--- begin DATA ENTRIES ---

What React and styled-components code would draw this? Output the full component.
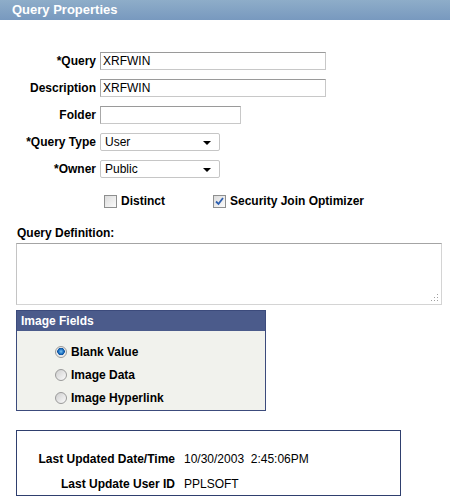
import React from "react";
import styled, { createGlobalStyle } from "styled-components";

const Global = createGlobalStyle`
  html, body { margin: 0; padding: 0; background: #fff; }
  body { font-family: Arial, "Liberation Sans", sans-serif; font-size: 12px; color: #000; }
`;

const Page = styled.div`
  width: 450px;
  height: 501px;
  overflow: hidden;
  background: #fff;
`;

const TitleBar = styled.div`
  height: 20px;
  background: linear-gradient(#8eadc9, #7899bf);
  color: #fff;
  font-weight: bold;
  font-size: 13px;
  line-height: 20px;
  padding-left: 12px;
`;

const Form = styled.div`
  display: grid;
  grid-template-columns: 96px auto;
  column-gap: 4px;
  row-gap: 9px;
  align-items: center;
  margin-top: 32px;
`;

const Label = styled.label`
  text-align: right;
  font-weight: bold;
  font-size: 12px;
  white-space: nowrap;
`;

const TextBox = styled.div`
  box-sizing: border-box;
  width: ${(p) => p.$w}px;
  height: 18px;
  border: 1px solid #c8c8c8;
  border-top-color: #9a9a9a;
  border-left-color: #a8a8a8;
  padding-left: 2px;
  font-size: 12px;
  line-height: 16px;
  background: #fff;
`;

const Select = styled.div`
  box-sizing: border-box;
  width: 120px;
  height: 18px;
  border: 1px solid #c6c6c6;
  border-radius: 2px;
  display: flex;
  align-items: center;
  justify-content: space-between;
  padding: 0 8px 0 4px;
  font-size: 12px;
  background: #fff;
`;

const Arrow = styled.span`
  width: 0;
  height: 0;
  border-left: 4px solid transparent;
  border-right: 4px solid transparent;
  border-top: 4px solid #000;
  margin-top: 2px;
`;

const Checks = styled.div`
  display: flex;
  align-items: center;
  margin: 16px 0 0 104px;
  height: 14px;
`;

const CheckItem = styled.div`
  display: flex;
  align-items: center;
  gap: 4px;
  width: ${(p) => p.$w}px;
  font-weight: bold;
  font-size: 12px;
`;

const Box = styled.span`
  box-sizing: border-box;
  width: 13px;
  height: 13px;
  border: 1px solid #8e8f8f;
  background: linear-gradient(135deg, #dcdcdc, #fbfbfb);
  display: flex;
  align-items: center;
  justify-content: center;
`;

const Checkbox = ({ checked }) => (
  <Box>
    {checked && (
      <svg width="9" height="9" viewBox="0 0 9 9">
        <path d="M1 4.5 L3.5 7 L8 1" fill="none" stroke="#2d5fb0" strokeWidth="1.8" />
      </svg>
    )}
  </Box>
);

const SectionLabel = styled.div`
  font-weight: bold;
  font-size: 12px;
  margin: 18px 0 0 17px;
  line-height: 14px;
`;

const TextArea = styled.div`
  box-sizing: border-box;
  position: relative;
  margin: 3px 0 0 16px;
  width: 426px;
  height: 62px;
  border: 1px solid #d4d4d4;
  border-top-color: #a4a4a4;
  border-left-color: #c4c4c4;
  background: #fff;
`;

const Grip = styled.svg`
  position: absolute;
  right: 2px;
  bottom: 2px;
`;

const Group = styled.div`
  box-sizing: border-box;
  margin: 5px 0 0 16px;
  width: 250px;
  height: 101px;
  border: 1px solid #3c4b7c;
  background: #f1f2ed;
`;

const GroupHead = styled.div`
  height: 20px;
  background: #4b5b8b;
  color: #fff;
  font-weight: bold;
  font-size: 12px;
  line-height: 20px;
  padding-left: 4px;
`;

const RadioList = styled.div`
  display: flex;
  flex-direction: column;
  gap: 10px;
  padding: 14px 0 0 38px;
`;

const RadioRow = styled.div`
  display: flex;
  align-items: center;
  gap: 4px;
  height: 13px;
  font-weight: bold;
  font-size: 12px;
`;

const Radio = styled.span`
  box-sizing: border-box;
  width: 12px;
  height: 12px;
  border-radius: 50%;
  border: 1px solid #9a9a9a;
  background: ${(p) =>
    p.$on
      ? "radial-gradient(circle at 50% 45%, #7cc3f0 0, #1b6fc0 2.5px, #0d4f9a 3.5px, #e6e6e6 4px, #fafafa 6px)"
      : "linear-gradient(135deg, #cfcfcf, #fbfbfb)"};
`;

const Info = styled.div`
  box-sizing: border-box;
  margin: 19px 0 0 16px;
  width: 385px;
  height: 66px;
  border: 1px solid #2f3f6e;
  display: grid;
  grid-template-columns: 158px auto;
  column-gap: 9px;
  row-gap: 9px;
  align-content: start;
  padding-top: 20px;
`;

const InfoLabel = styled.div`
  text-align: right;
  font-weight: bold;
  font-size: 12px;
  line-height: 16px;
`;

const InfoValue = styled.div`
  font-size: 12px;
  line-height: 16px;
  white-space: pre;
`;

export default function App() {
  return (
    <Page>
      <Global />
      <TitleBar>Query Properties</TitleBar>
      <Form>
        <Label>*Query</Label>
        <TextBox $w={226}>XRFWIN</TextBox>
        <Label>Description</Label>
        <TextBox $w={226}>XRFWIN</TextBox>
        <Label>Folder</Label>
        <TextBox $w={141} />
        <Label>*Query Type</Label>
        <Select>
          User
          <Arrow />
        </Select>
        <Label>*Owner</Label>
        <Select>
          Public
          <Arrow />
        </Select>
      </Form>
      <Checks>
        <CheckItem $w={109}>
          <Checkbox />
          Distinct
        </CheckItem>
        <CheckItem>
          <Checkbox checked />
          Security Join Optimizer
        </CheckItem>
      </Checks>
      <SectionLabel>Query Definition:</SectionLabel>
      <TextArea>
        <Grip width="8" height="8" viewBox="0 0 8 8">
          <g fill="#a0a0a0">
            <rect x="6" y="0" width="1" height="1" />
            <rect x="3" y="3" width="1" height="1" />
            <rect x="6" y="3" width="1" height="1" />
            <rect x="0" y="6" width="1" height="1" />
            <rect x="3" y="6" width="1" height="1" />
            <rect x="6" y="6" width="1" height="1" />
          </g>
        </Grip>
      </TextArea>
      <Group>
        <GroupHead>Image Fields</GroupHead>
        <RadioList>
          <RadioRow>
            <Radio $on />
            Blank Value
          </RadioRow>
          <RadioRow>
            <Radio />
            Image Data
          </RadioRow>
          <RadioRow>
            <Radio />
            Image Hyperlink
          </RadioRow>
        </RadioList>
      </Group>
      <Info>
        <InfoLabel>Last Updated Date/Time</InfoLabel>
        <InfoValue>10/30/2003  2:45:06PM</InfoValue>
        <InfoLabel>Last Update User ID</InfoLabel>
        <InfoValue>PPLSOFT</InfoValue>
      </Info>
    </Page>
  );
}
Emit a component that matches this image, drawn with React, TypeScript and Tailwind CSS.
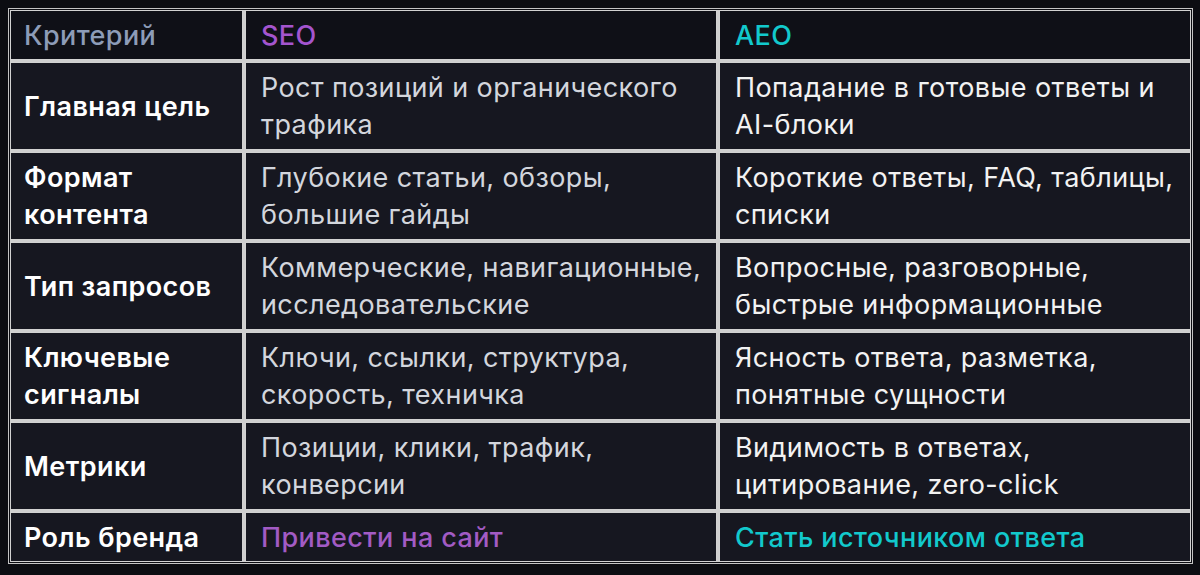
import React from 'react';

type Row = {
  label: string[];
  seo: string[];
  aeo: string[];
  accent?: boolean;
};

// line breaks follow the reference table
const rows: Row[] = [
  {
    label: ['Главная цель'],
    seo: ['Рост позиций и органического', 'трафика'],
    aeo: ['Попадание в готовые ответы и', 'AI-блоки'],
  },
  {
    label: ['Формат', 'контента'],
    seo: ['Глубокие статьи, обзоры,', 'большие гайды'],
    aeo: ['Короткие ответы, FAQ, таблицы,', 'списки'],
  },
  {
    label: ['Тип запросов'],
    seo: ['Коммерческие, навигационные,', 'исследовательские'],
    aeo: ['Вопросные, разговорные,', 'быстрые информационные'],
  },
  {
    label: ['Ключевые', 'сигналы'],
    seo: ['Ключи, ссылки, структура,', 'скорость, техничка'],
    aeo: ['Ясность ответа, разметка,', 'понятные сущности'],
  },
  {
    label: ['Метрики'],
    seo: ['Позиции, клики, трафик,', 'конверсии'],
    aeo: ['Видимость в ответах,', 'цитирование, zero-click'],
  },
  {
    label: ['Роль бренда'],
    seo: ['Привести на сайт'],
    aeo: ['Стать источником ответа'],
    accent: true,
  },
];

const cell =
  'flex flex-col justify-center border border-[#d2d2d2] whitespace-nowrap text-[27px] leading-[37px] tracking-[0.015em]';

const Lines = ({ lines }: { lines: string[] }) => (
  <>
    {lines.map((l) => (
      <span key={l}>{l}</span>
    ))}
  </>
);

const App = () => {
  return (
    <div
      className="min-h-[575px] w-full bg-[#0c0d12] pl-[8px] pt-[8px]"
      style={{ fontFamily: 'Inter, "Noto Sans", sans-serif' }}
    >
      <div className="w-[1185px] border border-[#c4c4c4] bg-[#0c0d12] p-px">
        <div className="grid grid-cols-[233px_472px_472px] grid-rows-[50px_88px_88px_88px_88px_88px_50px] gap-[2px] bg-[#cfcfcf]">
          {/* header */}
          <div className={`${cell} bg-[#0f1017] pl-[13px] font-medium text-[#8d9cb8]`}>Критерий</div>
          <div className={`${cell} bg-[#0f1017] pl-[15px] font-medium text-[#a455cf]`}>SEO</div>
          <div className={`${cell} bg-[#0f1017] pl-[15px] font-medium text-[#12c9cc]`}>AEO</div>

          {rows.map((row) => (
            <React.Fragment key={row.label[0]}>
              <div className={`${cell} bg-[#161720] pl-[13px] font-semibold text-white`}>
                <Lines lines={row.label} />
              </div>
              <div
                className={`${cell} bg-[#161720] pl-[15px] ${
                  row.accent ? 'font-medium text-[#a25bc4]' : 'text-[#d3d6dd]'
                }`}
              >
                <Lines lines={row.seo} />
              </div>
              <div
                className={`${cell} bg-[#161720] pl-[15px] ${
                  row.accent ? 'font-medium text-[#12c9cc]' : 'text-[#f2f2f2]'
                }`}
              >
                <Lines lines={row.aeo} />
              </div>
            </React.Fragment>
          ))}
        </div>
      </div>
    </div>
  );
};

export default App;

--- end DATA ENTRIES ---

# [DIRECTION]
Provide only the count of lines in the data above that include the string "this".

# [FINAL RESULT]
2